§ **THE EXERCISE**
Scan the listing below and copy every line holding "that".

Web page code records:
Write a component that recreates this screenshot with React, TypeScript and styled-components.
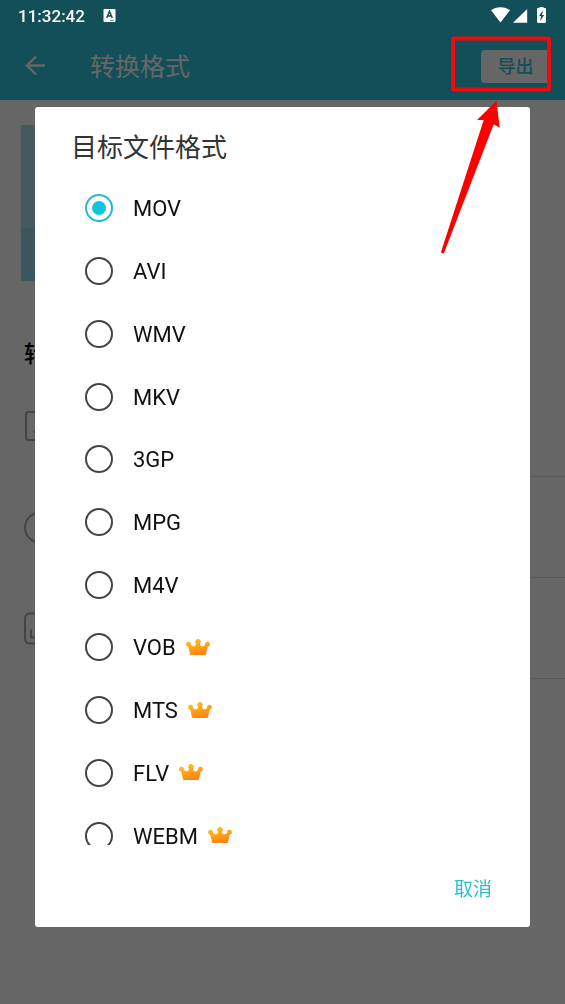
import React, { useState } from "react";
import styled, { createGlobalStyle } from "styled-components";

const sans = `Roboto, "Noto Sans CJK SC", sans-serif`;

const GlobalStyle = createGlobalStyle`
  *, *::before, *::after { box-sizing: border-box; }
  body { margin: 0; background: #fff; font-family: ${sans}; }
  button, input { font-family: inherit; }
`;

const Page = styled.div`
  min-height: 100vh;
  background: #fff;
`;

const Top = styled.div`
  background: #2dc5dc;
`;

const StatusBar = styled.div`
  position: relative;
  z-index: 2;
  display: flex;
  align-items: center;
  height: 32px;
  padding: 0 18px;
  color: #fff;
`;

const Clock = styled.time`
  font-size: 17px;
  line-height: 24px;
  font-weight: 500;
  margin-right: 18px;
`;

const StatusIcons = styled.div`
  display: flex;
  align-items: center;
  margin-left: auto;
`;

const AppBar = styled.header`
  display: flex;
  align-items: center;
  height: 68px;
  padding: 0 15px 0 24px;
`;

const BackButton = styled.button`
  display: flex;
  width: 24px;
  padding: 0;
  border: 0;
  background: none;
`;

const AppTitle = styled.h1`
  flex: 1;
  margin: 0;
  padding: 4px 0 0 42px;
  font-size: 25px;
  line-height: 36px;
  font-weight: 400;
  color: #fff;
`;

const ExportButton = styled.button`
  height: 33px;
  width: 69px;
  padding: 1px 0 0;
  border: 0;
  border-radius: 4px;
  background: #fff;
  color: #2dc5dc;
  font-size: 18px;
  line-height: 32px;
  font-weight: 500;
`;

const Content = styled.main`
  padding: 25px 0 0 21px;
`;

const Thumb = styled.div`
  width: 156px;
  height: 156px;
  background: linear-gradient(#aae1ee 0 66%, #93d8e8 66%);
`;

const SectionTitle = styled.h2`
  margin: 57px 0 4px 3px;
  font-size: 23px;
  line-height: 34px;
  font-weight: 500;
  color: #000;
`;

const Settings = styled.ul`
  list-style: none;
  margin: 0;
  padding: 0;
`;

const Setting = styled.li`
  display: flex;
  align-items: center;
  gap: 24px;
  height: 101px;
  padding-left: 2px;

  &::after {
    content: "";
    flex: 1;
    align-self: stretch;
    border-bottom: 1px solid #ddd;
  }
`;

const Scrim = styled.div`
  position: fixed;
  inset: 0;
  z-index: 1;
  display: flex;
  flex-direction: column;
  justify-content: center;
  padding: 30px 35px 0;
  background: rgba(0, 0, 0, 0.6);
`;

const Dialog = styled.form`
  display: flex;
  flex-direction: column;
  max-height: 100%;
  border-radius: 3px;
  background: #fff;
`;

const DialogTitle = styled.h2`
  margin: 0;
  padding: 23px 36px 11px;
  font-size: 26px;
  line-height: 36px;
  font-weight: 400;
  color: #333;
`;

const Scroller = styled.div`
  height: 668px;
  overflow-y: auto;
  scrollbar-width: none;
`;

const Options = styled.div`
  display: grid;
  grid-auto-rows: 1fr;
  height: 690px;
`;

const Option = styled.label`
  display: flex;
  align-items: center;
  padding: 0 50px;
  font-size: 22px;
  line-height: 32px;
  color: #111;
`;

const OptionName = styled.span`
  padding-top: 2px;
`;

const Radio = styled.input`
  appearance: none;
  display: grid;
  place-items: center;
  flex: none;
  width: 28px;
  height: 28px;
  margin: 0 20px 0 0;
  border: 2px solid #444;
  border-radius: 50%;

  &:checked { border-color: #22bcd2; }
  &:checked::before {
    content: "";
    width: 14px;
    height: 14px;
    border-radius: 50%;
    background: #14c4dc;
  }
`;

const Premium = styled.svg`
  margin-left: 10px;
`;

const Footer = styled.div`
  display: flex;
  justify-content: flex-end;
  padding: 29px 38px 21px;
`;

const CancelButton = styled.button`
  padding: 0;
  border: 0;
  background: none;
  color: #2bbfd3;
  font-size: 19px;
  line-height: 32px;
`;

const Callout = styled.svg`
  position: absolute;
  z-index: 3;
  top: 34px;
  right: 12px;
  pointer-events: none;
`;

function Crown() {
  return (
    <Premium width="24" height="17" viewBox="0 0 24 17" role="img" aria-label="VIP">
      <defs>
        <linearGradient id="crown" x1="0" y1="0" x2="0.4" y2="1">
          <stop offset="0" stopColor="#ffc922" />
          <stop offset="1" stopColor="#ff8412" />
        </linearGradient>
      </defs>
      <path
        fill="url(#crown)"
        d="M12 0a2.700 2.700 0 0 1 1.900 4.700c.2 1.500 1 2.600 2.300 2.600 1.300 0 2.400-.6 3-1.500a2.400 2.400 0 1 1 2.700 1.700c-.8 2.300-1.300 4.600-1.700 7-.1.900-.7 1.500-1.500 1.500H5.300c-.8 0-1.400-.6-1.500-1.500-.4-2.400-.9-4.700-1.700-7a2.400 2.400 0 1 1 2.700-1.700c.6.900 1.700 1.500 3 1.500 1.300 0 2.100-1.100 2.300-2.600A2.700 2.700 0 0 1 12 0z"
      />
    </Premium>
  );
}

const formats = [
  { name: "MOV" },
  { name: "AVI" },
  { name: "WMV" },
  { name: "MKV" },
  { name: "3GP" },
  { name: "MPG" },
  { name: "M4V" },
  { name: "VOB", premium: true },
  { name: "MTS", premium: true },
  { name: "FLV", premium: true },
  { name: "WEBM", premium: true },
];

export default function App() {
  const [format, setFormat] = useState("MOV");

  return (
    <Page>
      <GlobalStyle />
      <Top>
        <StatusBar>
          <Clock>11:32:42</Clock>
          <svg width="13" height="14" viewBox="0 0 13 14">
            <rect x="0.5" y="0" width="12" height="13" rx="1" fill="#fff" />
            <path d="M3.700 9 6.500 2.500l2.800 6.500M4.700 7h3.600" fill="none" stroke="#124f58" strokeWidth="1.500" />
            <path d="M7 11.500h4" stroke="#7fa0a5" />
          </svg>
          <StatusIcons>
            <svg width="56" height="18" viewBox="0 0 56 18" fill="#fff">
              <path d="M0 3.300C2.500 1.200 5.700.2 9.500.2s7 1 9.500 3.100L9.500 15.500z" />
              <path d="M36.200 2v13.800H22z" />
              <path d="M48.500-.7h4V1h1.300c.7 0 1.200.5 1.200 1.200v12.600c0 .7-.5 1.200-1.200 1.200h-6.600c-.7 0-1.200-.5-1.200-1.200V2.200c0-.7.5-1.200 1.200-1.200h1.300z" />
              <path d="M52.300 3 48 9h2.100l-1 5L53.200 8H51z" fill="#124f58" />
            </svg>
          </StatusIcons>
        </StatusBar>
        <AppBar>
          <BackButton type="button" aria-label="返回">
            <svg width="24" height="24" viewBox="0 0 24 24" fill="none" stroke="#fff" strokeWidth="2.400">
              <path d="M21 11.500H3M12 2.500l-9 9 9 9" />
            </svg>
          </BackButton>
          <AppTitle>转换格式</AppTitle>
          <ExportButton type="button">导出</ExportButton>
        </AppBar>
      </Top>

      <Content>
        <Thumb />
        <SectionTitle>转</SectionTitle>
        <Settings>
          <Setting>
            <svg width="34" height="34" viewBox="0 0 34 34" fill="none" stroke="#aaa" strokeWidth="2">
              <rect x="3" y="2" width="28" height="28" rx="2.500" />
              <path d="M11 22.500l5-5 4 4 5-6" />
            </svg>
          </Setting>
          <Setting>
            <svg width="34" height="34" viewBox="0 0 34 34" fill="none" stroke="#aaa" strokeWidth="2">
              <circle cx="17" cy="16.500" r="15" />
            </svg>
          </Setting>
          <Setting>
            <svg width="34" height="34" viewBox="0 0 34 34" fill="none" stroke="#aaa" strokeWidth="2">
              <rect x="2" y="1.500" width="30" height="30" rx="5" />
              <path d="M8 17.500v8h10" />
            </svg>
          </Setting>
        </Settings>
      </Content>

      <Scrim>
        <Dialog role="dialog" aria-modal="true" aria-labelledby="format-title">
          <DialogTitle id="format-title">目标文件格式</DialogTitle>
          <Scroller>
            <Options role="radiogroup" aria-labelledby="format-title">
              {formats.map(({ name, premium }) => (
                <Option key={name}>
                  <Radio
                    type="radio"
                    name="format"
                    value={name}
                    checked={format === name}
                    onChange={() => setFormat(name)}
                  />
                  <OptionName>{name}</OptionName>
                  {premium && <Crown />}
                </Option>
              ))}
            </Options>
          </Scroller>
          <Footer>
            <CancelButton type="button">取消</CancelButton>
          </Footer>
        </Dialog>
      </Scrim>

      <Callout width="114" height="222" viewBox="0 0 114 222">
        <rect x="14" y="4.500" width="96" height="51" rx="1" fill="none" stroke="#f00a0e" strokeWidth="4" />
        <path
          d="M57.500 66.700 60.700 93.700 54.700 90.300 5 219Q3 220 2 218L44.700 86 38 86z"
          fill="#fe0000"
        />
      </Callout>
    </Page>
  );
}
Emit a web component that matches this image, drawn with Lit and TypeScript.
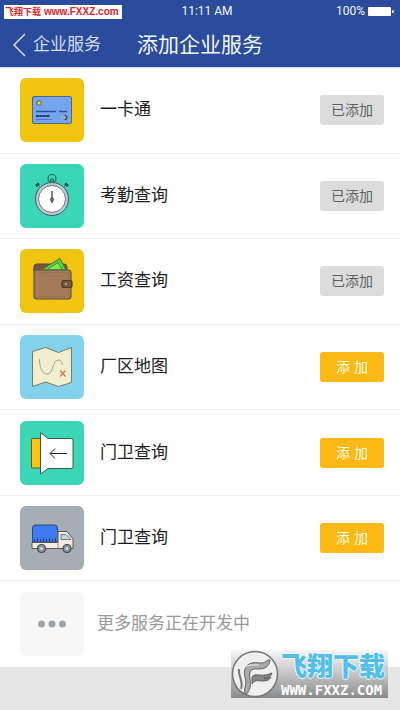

§ **ANSWER BELOW**
Write a component that recreates this screenshot with React, TypeScript and styled-components.
Emit a web component that matches this image, drawn with Lit and TypeScript.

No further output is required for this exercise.